[BEGIN]

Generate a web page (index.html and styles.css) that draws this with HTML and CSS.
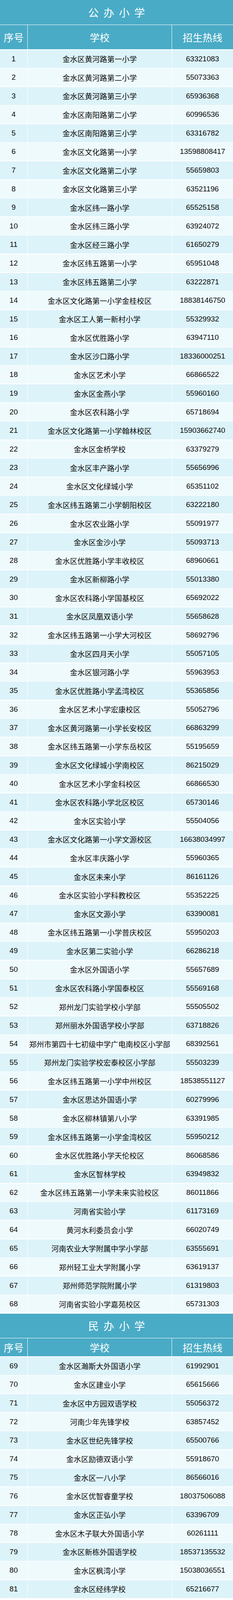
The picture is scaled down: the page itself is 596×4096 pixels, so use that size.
FILE: index.html
```html
<!DOCTYPE html>
<html lang="zh-CN">
<head>
<meta charset="utf-8">
<title>金水区小学招生热线</title>
<link rel="stylesheet" href="styles.css">
</head>
<body>
<div class="sheet">
  <section class="block">
    <div class="title">公办小学</div>
    <div class="row head tall"><div class="cell">序号</div><div class="cell">学校</div><div class="cell">招生热线</div></div>
    <div class="row data"><div class="cell">1</div><div class="cell">金水区黄河路第一小学</div><div class="cell">63321083</div></div>
    <div class="row data"><div class="cell">2</div><div class="cell">金水区黄河路第二小学</div><div class="cell">55073363</div></div>
    <div class="row data"><div class="cell">3</div><div class="cell">金水区黄河路第三小学</div><div class="cell">65936368</div></div>
    <div class="row data"><div class="cell">4</div><div class="cell">金水区南阳路第二小学</div><div class="cell">60996536</div></div>
    <div class="row data"><div class="cell">5</div><div class="cell">金水区南阳路第三小学</div><div class="cell">63316782</div></div>
    <div class="row data"><div class="cell">6</div><div class="cell">金水区文化路第一小学</div><div class="cell">13598808417</div></div>
    <div class="row data"><div class="cell">7</div><div class="cell">金水区文化路第二小学</div><div class="cell">55659803</div></div>
    <div class="row data"><div class="cell">8</div><div class="cell">金水区文化路第三小学</div><div class="cell">63521196</div></div>
    <div class="row data"><div class="cell">9</div><div class="cell">金水区纬一路小学</div><div class="cell">65525158</div></div>
    <div class="row data"><div class="cell">10</div><div class="cell">金水区纬三路小学</div><div class="cell">63924072</div></div>
    <div class="row data"><div class="cell">11</div><div class="cell">金水区经三路小学</div><div class="cell">61650279</div></div>
    <div class="row data"><div class="cell">12</div><div class="cell">金水区纬五路第一小学</div><div class="cell">65951048</div></div>
    <div class="row data"><div class="cell">13</div><div class="cell">金水区纬五路第二小学</div><div class="cell">63222871</div></div>
    <div class="row data"><div class="cell">14</div><div class="cell">金水区文化路第一小学金桂校区</div><div class="cell">18838146750</div></div>
    <div class="row data"><div class="cell">15</div><div class="cell">金水区工人第一新村小学</div><div class="cell">55329932</div></div>
    <div class="row data"><div class="cell">16</div><div class="cell">金水区优胜路小学</div><div class="cell">63947110</div></div>
    <div class="row data"><div class="cell">17</div><div class="cell">金水区沙口路小学</div><div class="cell">18336000251</div></div>
    <div class="row data"><div class="cell">18</div><div class="cell">金水区艺术小学</div><div class="cell">66866522</div></div>
    <div class="row data"><div class="cell">19</div><div class="cell">金水区金燕小学</div><div class="cell">55960160</div></div>
    <div class="row data"><div class="cell">20</div><div class="cell">金水区农科路小学</div><div class="cell">65718694</div></div>
    <div class="row data"><div class="cell">21</div><div class="cell">金水区文化路第一小学翰林校区</div><div class="cell">15903662740</div></div>
    <div class="row data"><div class="cell">22</div><div class="cell">金水区金桥学校</div><div class="cell">63379279</div></div>
    <div class="row data"><div class="cell">23</div><div class="cell">金水区丰产路小学</div><div class="cell">55656996</div></div>
    <div class="row data"><div class="cell">24</div><div class="cell">金水区文化绿城小学</div><div class="cell">65351102</div></div>
    <div class="row data"><div class="cell">25</div><div class="cell">金水区纬五路第二小学朝阳校区</div><div class="cell">63222180</div></div>
    <div class="row data"><div class="cell">26</div><div class="cell">金水区农业路小学</div><div class="cell">55091977</div></div>
    <div class="row data"><div class="cell">27</div><div class="cell">金水区金沙小学</div><div class="cell">55093713</div></div>
    <div class="row data"><div class="cell">28</div><div class="cell">金水区优胜路小学丰收校区</div><div class="cell">68960661</div></div>
    <div class="row data"><div class="cell">29</div><div class="cell">金水区新柳路小学</div><div class="cell">55013380</div></div>
    <div class="row data"><div class="cell">30</div><div class="cell">金水区农科路小学国基校区</div><div class="cell">65692022</div></div>
    <div class="row data"><div class="cell">31</div><div class="cell">金水区凤凰双语小学</div><div class="cell">55658628</div></div>
    <div class="row data"><div class="cell">32</div><div class="cell">金水区纬五路第一小学大河校区</div><div class="cell">58692796</div></div>
    <div class="row data"><div class="cell">33</div><div class="cell">金水区四月天小学</div><div class="cell">55057105</div></div>
    <div class="row data"><div class="cell">34</div><div class="cell">金水区银河路小学</div><div class="cell">55963953</div></div>
    <div class="row data"><div class="cell">35</div><div class="cell">金水区优胜路小学孟湾校区</div><div class="cell">55365856</div></div>
    <div class="row data"><div class="cell">36</div><div class="cell">金水区艺术小学宏康校区</div><div class="cell">55052796</div></div>
    <div class="row data"><div class="cell">37</div><div class="cell">金水区黄河路第一小学长安校区</div><div class="cell">66863299</div></div>
    <div class="row data"><div class="cell">38</div><div class="cell">金水区纬五路第一小学东岳校区</div><div class="cell">55195659</div></div>
    <div class="row data"><div class="cell">39</div><div class="cell">金水区文化绿城小学南校区</div><div class="cell">86215029</div></div>
    <div class="row data"><div class="cell">40</div><div class="cell">金水区艺术小学金科校区</div><div class="cell">66866530</div></div>
    <div class="row data"><div class="cell">41</div><div class="cell">金水区农科路小学北区校区</div><div class="cell">65730146</div></div>
    <div class="row data"><div class="cell">42</div><div class="cell">金水区实验小学</div><div class="cell">55504056</div></div>
    <div class="row data"><div class="cell">43</div><div class="cell">金水区文化路第一小学文源校区</div><div class="cell">16638034997</div></div>
    <div class="row data"><div class="cell">44</div><div class="cell">金水区丰庆路小学</div><div class="cell">55960365</div></div>
    <div class="row data"><div class="cell">45</div><div class="cell">金水区未来小学</div><div class="cell">86161126</div></div>
    <div class="row data"><div class="cell">46</div><div class="cell">金水区实验小学科教校区</div><div class="cell">55352225</div></div>
    <div class="row data"><div class="cell">47</div><div class="cell">金水区文源小学</div><div class="cell">63390081</div></div>
    <div class="row data"><div class="cell">48</div><div class="cell">金水区纬五路第一小学普庆校区</div><div class="cell">55950203</div></div>
    <div class="row data"><div class="cell">49</div><div class="cell">金水区第二实验小学</div><div class="cell">66286218</div></div>
    <div class="row data"><div class="cell">50</div><div class="cell">金水区外国语小学</div><div class="cell">55657689</div></div>
    <div class="row data"><div class="cell">51</div><div class="cell">金水区农科路小学国泰校区</div><div class="cell">55569168</div></div>
    <div class="row data"><div class="cell">52</div><div class="cell">郑州龙门实验学校小学部</div><div class="cell">55505502</div></div>
    <div class="row data"><div class="cell">53</div><div class="cell">郑州丽水外国语学校小学部</div><div class="cell">63718826</div></div>
    <div class="row data"><div class="cell">54</div><div class="cell">郑州市第四十七初级中学广电南校区小学部</div><div class="cell">68392561</div></div>
    <div class="row data"><div class="cell">55</div><div class="cell">郑州龙门实验学校宏泰校区小学部</div><div class="cell">55503239</div></div>
    <div class="row data"><div class="cell">56</div><div class="cell">金水区纬五路第一小学中州校区</div><div class="cell">18538551127</div></div>
    <div class="row data"><div class="cell">57</div><div class="cell">金水区思达外国语小学</div><div class="cell">60279996</div></div>
    <div class="row data"><div class="cell">58</div><div class="cell">金水区柳林镇第八小学</div><div class="cell">63391985</div></div>
    <div class="row data"><div class="cell">59</div><div class="cell">金水区纬五路第一小学金湾校区</div><div class="cell">55950212</div></div>
    <div class="row data"><div class="cell">60</div><div class="cell">金水区优胜路小学天伦校区</div><div class="cell">86068586</div></div>
    <div class="row data"><div class="cell">61</div><div class="cell">金水区智林学校</div><div class="cell">63949832</div></div>
    <div class="row data"><div class="cell">62</div><div class="cell">金水区纬五路第一小学未来实验校区</div><div class="cell">86011866</div></div>
    <div class="row data"><div class="cell">63</div><div class="cell">河南省实验小学</div><div class="cell">61173169</div></div>
    <div class="row data"><div class="cell">64</div><div class="cell">黄河水利委员会小学</div><div class="cell">66020749</div></div>
    <div class="row data"><div class="cell">65</div><div class="cell">河南农业大学附属中学小学部</div><div class="cell">63555691</div></div>
    <div class="row data"><div class="cell">66</div><div class="cell">郑州轻工业大学附属小学</div><div class="cell">63619137</div></div>
    <div class="row data"><div class="cell">67</div><div class="cell">郑州师范学院附属小学</div><div class="cell">61319803</div></div>
    <div class="row data"><div class="cell">68</div><div class="cell">河南省实验小学嘉苑校区</div><div class="cell">65731303</div></div>
  </section>
  <section class="block">
    <div class="title">民办小学</div>
    <div class="row head"><div class="cell">序号</div><div class="cell">学校</div><div class="cell">招生热线</div></div>
    <div class="row data"><div class="cell">69</div><div class="cell">金水区瀚斯大外国语小学</div><div class="cell">61992901</div></div>
    <div class="row data"><div class="cell">70</div><div class="cell">金水区建业小学</div><div class="cell">65615666</div></div>
    <div class="row data"><div class="cell">71</div><div class="cell">金水区中方园双语学校</div><div class="cell">55056372</div></div>
    <div class="row data"><div class="cell">72</div><div class="cell">河南少年先锋学校</div><div class="cell">63857452</div></div>
    <div class="row data"><div class="cell">73</div><div class="cell">金水区世纪先锋学校</div><div class="cell">65500766</div></div>
    <div class="row data"><div class="cell">74</div><div class="cell">金水区励德双语小学</div><div class="cell">55918670</div></div>
    <div class="row data"><div class="cell">75</div><div class="cell">金水区一八小学</div><div class="cell">86566016</div></div>
    <div class="row data"><div class="cell">76</div><div class="cell">金水区优智睿童学校</div><div class="cell">18037506088</div></div>
    <div class="row data"><div class="cell">77</div><div class="cell">金水区正弘小学</div><div class="cell">63396709</div></div>
    <div class="row data"><div class="cell">78</div><div class="cell">金水区木子联大外国语小学</div><div class="cell">60261111</div></div>
    <div class="row data"><div class="cell">79</div><div class="cell">金水区新栋外国语学校</div><div class="cell">18537135532</div></div>
    <div class="row data"><div class="cell">80</div><div class="cell">金水区枫湾小学</div><div class="cell">15038036551</div></div>
    <div class="row data"><div class="cell">81</div><div class="cell">金水区经纬学校</div><div class="cell">65216677</div></div>
  </section>
</div>
</body>
</html>
```

FILE: styles.css
```css
html, body {
  margin: 0;
  padding: 0;
  background: #ffffff;
}

body {
  font-family: "Liberation Sans", "Noto Sans CJK SC", sans-serif;
  color: #0a0a0a;
}

.sheet {
  display: flex;
  flex-direction: column;
  gap: 1.586px;
  width: 596px;
}

.block {
  display: flex;
  flex-direction: column;
  gap: 1.586px;
}

.title {
  height: 62.6px;
  background: #4aabc6;
  color: #ffffff;
  display: flex;
  align-items: center;
  justify-content: center;
  font-family: "Noto Sans CJK SC", sans-serif;
  font-size: 27px;
  letter-spacing: 12.3px;
  padding-left: 12.3px;
  box-sizing: border-box;
}

.block + .block .title {
  height: 61.85px;
}

.row {
  display: grid;
  grid-template-columns: 69.8px 367.2px 1fr;
  column-gap: 1.586px;
  height: 46px;
}

.cell {
  display: flex;
  align-items: center;
  justify-content: center;
  white-space: nowrap;
}

.head .cell {
  background: #4aabc6;
  color: #ffffff;
  font-family: "Noto Sans CJK SC", sans-serif;
  font-size: 25.4px;
}

.head.tall {
  height: 61.85px;
}

.data {
  font-size: 19px;
}

.data:nth-child(odd) .cell {
  background: #dcf3f9;
}

.data:nth-child(even) .cell {
  background: #effafd;
}
```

[END]

_AIM_
Every line above that contains the word "size" should be reported.

_RESPONSE_
The picture is scaled down: the page itself is 596×4096 pixels, so use that size.
  font-size: 27px;
  font-size: 25.4px;
  font-size: 19px;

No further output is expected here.